Cette situation met en lumière un facteur majeur dans le développement de l’IA qui est souvent négligé ou sous-entendu dans les discussions autour des enjeux liés à l’IA. Le fait est que, par-delà toutes les promesses du monde édénique devant nous, l’IA est principalement un outil pour accroître la productivité. Autrement dit, c’est avant tout un outil conçu par des entreprises à but lucratif et pour des entreprises, dont le but ultime est de se débarrasser graduellement d’employés humains de plus en plus encombrants et coûteux.

Que l’IA crée une utopie ou une apocalypse, la plupart des experts en IA s’accordent à dire que la transition vers un avenir dominé par l’IA sera probablement difficile. Les étapes vers un futur sans travail commenceront par demander aux gens d’utiliser l’IA pour être plus productifs, jusqu’à ce que finalement l’IA puisse remplacer la plupart des employés humains.

Avec les avancées rapides en robotique, et les progrès exponentiels de l’IA, le processus de remplacement des travailleurs par des machines a déjà commencé et est susceptible de s’accélérer dans un avenir proche.

Pour les pays riches, une solution bien testée est disponible : un revenu de base universel (RBU) qui fournirait à chaque citoyen un revenu suffisant pour vivre décemment. Ce RBU serait financé par des taxes sur les robots d’entreprise ou les profits générés par l’IA. Cette notion économique a été testée dans divers contextes et a prouvé qu’elle pourrait produire des citoyens heureux et réduire la pauvreté.

Mais pour les pays ayant une base fiscale limitée, comme la plupart des pays du Sud global, la solution n’est pas aussi évidente.

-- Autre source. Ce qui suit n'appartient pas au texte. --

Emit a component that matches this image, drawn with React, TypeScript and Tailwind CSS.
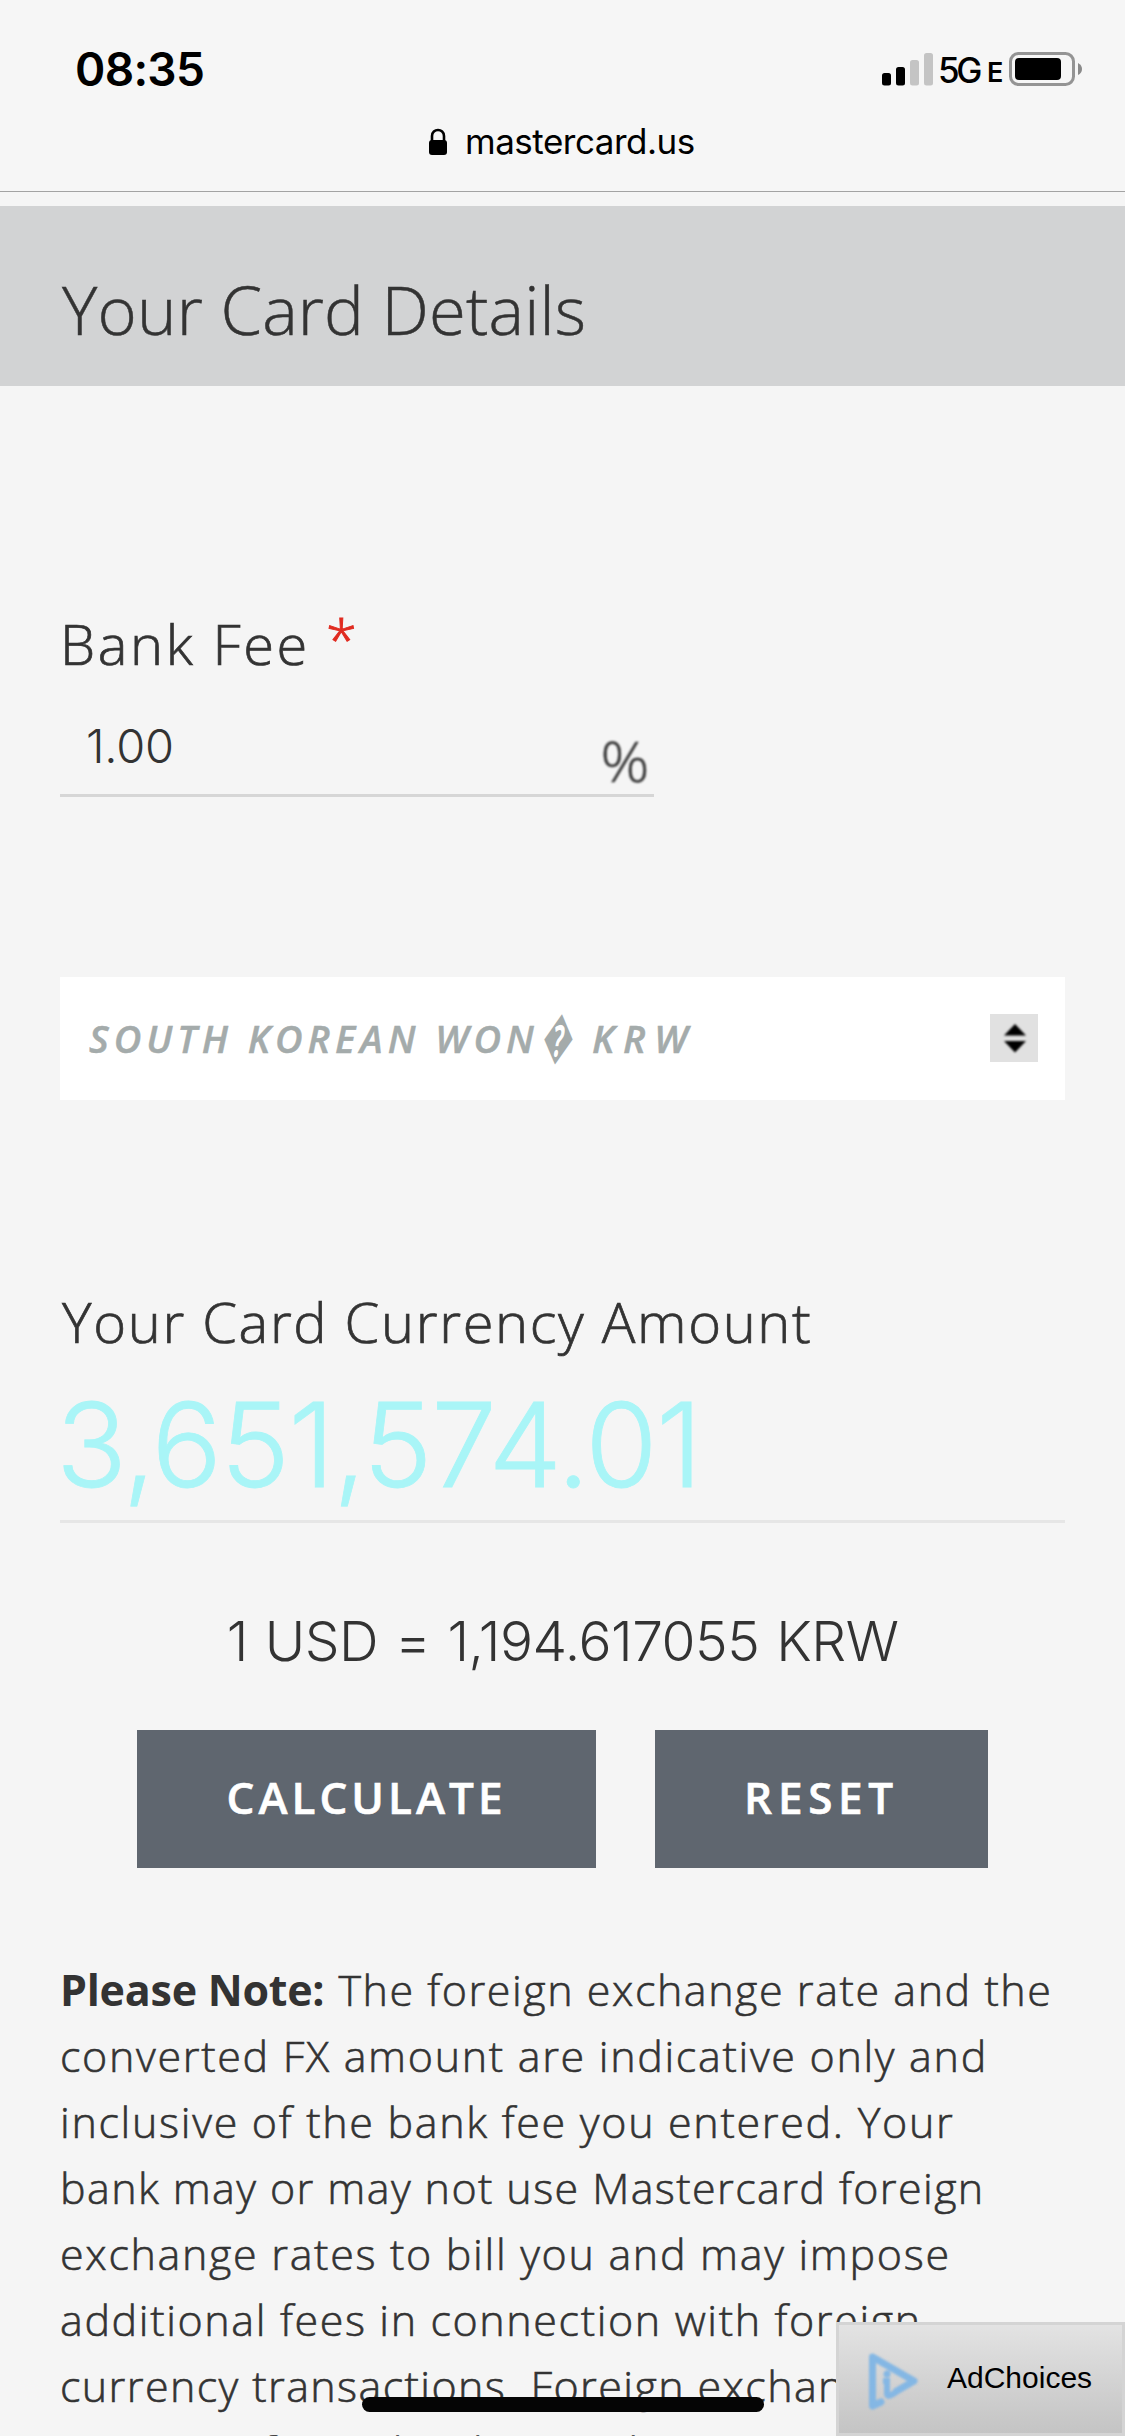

Avec une population croissante et ne comptant aucune entreprise d’IA majeure, la majorité de ces pays – dont les citoyens constituent l’écrasante majorité de la population mondiale – sont susceptibles de vivre une transition difficile à mesure que l’IA devient plus puissante et influence la manière dont les entreprises opèrent.

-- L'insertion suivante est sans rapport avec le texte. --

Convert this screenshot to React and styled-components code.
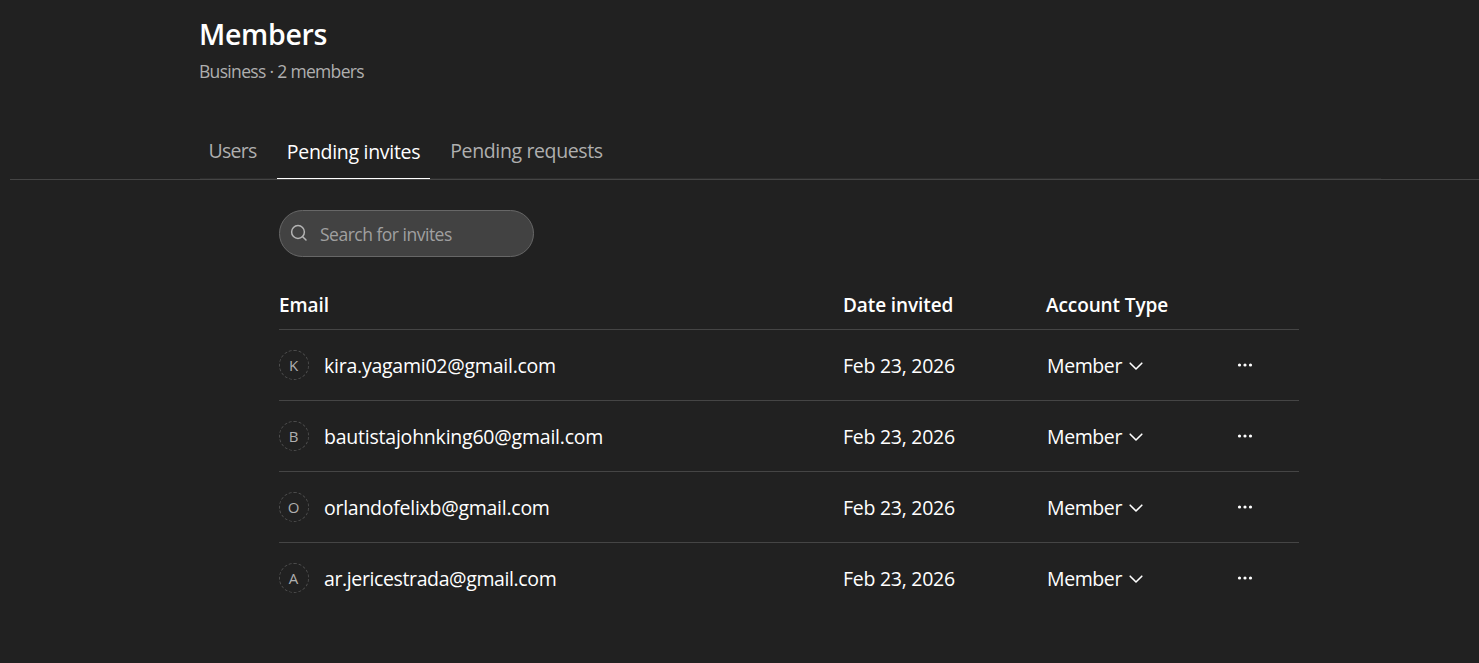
import React from 'react';
import styled, { createGlobalStyle } from 'styled-components';

const GlobalStyle = createGlobalStyle`
  body {
    margin: 0;
    background-color: #212121;
    color: #fff;
    font-family: 'Segoe UI', 'Open Sans', 'Noto Sans', sans-serif;
    font-size: 19.5px;
  }
  * {
    box-sizing: border-box;
  }
`;

const Page = styled.main`
  min-height: 663px;
  padding-left: 10px;
  background-color: #212121;
  overflow: hidden;
`;

const Header = styled.header`
  padding: 13px 0 0 189px;
`;

const Title = styled.h1`
  margin: 0;
  font-size: 28.5px;
  font-weight: 600;
  line-height: 42px;
  letter-spacing: -0.3px;
`;

const Subtitle = styled.p`
  margin: 4px 0 0;
  color: #afafaf;
  font-size: 17.5px;
  line-height: 24px;
  letter-spacing: -0.68px;
`;

const TabBar = styled.nav`
  margin-top: 42px;
  border-bottom: 1px solid #454545;
`;

const TabList = styled.div`
  display: flex;
  gap: 10px;
  width: 1181px;
  height: 54px;
  margin-left: 190px;
  border-bottom: 1px solid #2c2c2c;
`;

const Tab = styled.button`
  flex: none;
  width: ${({ $width }) => $width}px;
  height: 54px;
  padding: ${({ $active }) => ($active ? '0' : '0 2px 2px 0')};
  border: 0;
  border-bottom: 1px solid ${({ $active }) => ($active ? '#fff' : 'transparent')};
  background: none;
  color: ${({ $active }) => ($active ? '#fff' : '#afafaf')};
  font: inherit;
  letter-spacing: ${({ $spacing }) => $spacing}px;
  text-align: center;
  white-space: nowrap;
  cursor: pointer;
`;

const Content = styled.section`
  width: 1020px;
  margin: 30px 0 0 269px;
`;

const SearchBox = styled.label`
  display: flex;
  align-items: center;
  gap: 12px;
  width: 255px;
  height: 47px;
  padding-left: 10px;
  border: 1px solid #676767;
  border-radius: 24px;
  background-color: #424242;
  color: #b4b4b4;
  svg {
    flex: none;
    margin-top: -2px;
  }
`;

const SearchInput = styled.input`
  width: 190px;
  padding: 0;
  border: 0;
  outline: none;
  background: none;
  color: #fff;
  font-family: inherit;
  font-size: 17.5px;
  letter-spacing: -0.5px;
  &::placeholder {
    color: #a0a0a0;
    opacity: 1;
  }
`;

const Row = styled.div`
  display: grid;
  grid-template-columns: 564px 203px 190px 1fr;
  align-items: center;
  height: 71px;
  border-bottom: 1px solid #454545;
  &:last-child {
    border-bottom-color: transparent;
  }
`;

const Cell = styled.div`
  display: flex;
  align-items: center;
  letter-spacing: -0.27px;
  white-space: nowrap;
`;

const HeadRow = styled(Row)`
  height: 73px;
  padding-top: 24px;
  font-size: 19px;
  font-weight: 600;
  ${Cell} {
    letter-spacing: -0.1px;
  }
`;

const Avatar = styled.div`
  display: flex;
  align-items: center;
  justify-content: center;
  width: 30px;
  height: 30px;
  margin-right: 15px;
  padding-right: 1px;
  border: 1px dashed #4f4f4f;
  border-radius: 50%;
  color: #afafaf;
  font-size: 15px;
  letter-spacing: 0;
`;

const Email = styled.span`
  letter-spacing: ${({ $spacing }) => $spacing}px;
`;

const TypeButton = styled.button`
  display: flex;
  align-items: center;
  gap: 7px;
  padding: 0 0 0 1px;
  border: 0;
  background: none;
  color: inherit;
  font: inherit;
  letter-spacing: -0.4px;
  cursor: pointer;
  svg {
    margin-top: 2px;
  }
`;

const MenuButton = styled.button`
  display: flex;
  margin-top: -1px;
  padding: 0;
  border: 0;
  background: none;
  color: #fff;
  cursor: pointer;
`;

const SearchIcon = () => (
  <svg width="18" height="18" viewBox="0 0 18 18" fill="none" stroke="currentColor" strokeWidth="1.5">
    <circle cx="8" cy="8" r="6.4" />
    <path d="M12.7 12.7 16 16" strokeLinecap="round" />
  </svg>
);

const ChevronIcon = () => (
  <svg width="14" height="9" viewBox="0 0 14 9" fill="none" stroke="currentColor" strokeWidth="1.6">
    <path d="M1.2 1.2 7 7l5.8-5.8" strokeLinecap="round" strokeLinejoin="round" />
  </svg>
);

const DotsIcon = () => (
  <svg width="18" height="4" viewBox="0 0 18 4" fill="currentColor">
    <circle cx="3.5" cy="2" r="1.6" />
    <circle cx="9" cy="2" r="1.6" />
    <circle cx="14.5" cy="2" r="1.6" />
  </svg>
);

const tabs = [
  { label: 'Users', width: 67, spacing: -0.7 },
  { label: 'Pending invites', width: 153, spacing: -0.3, active: true },
  { label: 'Pending requests', width: 175, spacing: -0.37 },
];

const invites = [
  { email: 'kira.yagami02@gmail.com', date: 'Feb 23, 2026', type: 'Member', spacing: -0.24 },
  { email: 'bautistajohnking60@gmail.com', date: 'Feb 23, 2026', type: 'Member', spacing: -0.22 },
  { email: 'orlandofelixb@gmail.com', date: 'Feb 23, 2026', type: 'Member', spacing: -0.26 },
  { email: 'ar.jericestrada@gmail.com', date: 'Feb 23, 2026', type: 'Member', spacing: -0.38 },
];

const InviteRow = ({ invite }) => (
  <Row>
    <Cell>
      <Avatar>{invite.email[0].toUpperCase()}</Avatar>
      <Email $spacing={invite.spacing}>{invite.email}</Email>
    </Cell>
    <Cell>{invite.date}</Cell>
    <Cell>
      <TypeButton>
        {invite.type}
        <ChevronIcon />
      </TypeButton>
    </Cell>
    <MenuButton aria-label="More options">
      <DotsIcon />
    </MenuButton>
  </Row>
);

const App = () => (
  <>
    <GlobalStyle />
    <Page>
      <Header>
        <Title>Members</Title>
        <Subtitle>Business · 2 members</Subtitle>
      </Header>
      <TabBar>
        <TabList>
          {tabs.map((tab) => (
            <Tab key={tab.label} $width={tab.width} $spacing={tab.spacing} $active={tab.active}>
              {tab.label}
            </Tab>
          ))}
        </TabList>
      </TabBar>
      <Content>
        <SearchBox>
          <SearchIcon />
          <SearchInput placeholder="Search for invites" />
        </SearchBox>
        <HeadRow>
          <Cell>Email</Cell>
          <Cell>Date invited</Cell>
          <Cell>Account Type</Cell>
        </HeadRow>
        {invites.map((invite) => (
          <InviteRow key={invite.email} invite={invite} />
        ))}
      </Content>
    </Page>
  </>
);

export default App;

À moins que l’on atteigne un plateau soudain et inattendu dans les avancées de l’IA, il est probable que notre avenir sera façonné par un petit groupe d’hommes prenant des décisions en Californie et à Pékin.

Alors que nous nous tenons au bord d’un avenir dominé par l’intelligence artificielle, la réalité brutale est que la majorité d’entre nous, en particulier en Afrique, n’avons pas notre mot à dire dans la manière dont cet avenir est en train d’être façonné. Les décisions prises dans des salles de réunion à des milliers de kilomètres ne sont pas simplement des choix techniques ; ce sont des décisions profondes concernant la trajectoire de nos sociétés, de nos économies, et même de notre existence.

L’agriculteur guinéen se réveillant dans un monde de loisirs ou sans aucune vie humaine représente deux extrêmes du spectre des possibilités que présente l’IAG. Bien qu’il soit facile de rejeter ces scénarios comme de la simple science-fiction, la vérité est qu’ils deviennent de plus en plus plausibles chaque jour qui passe.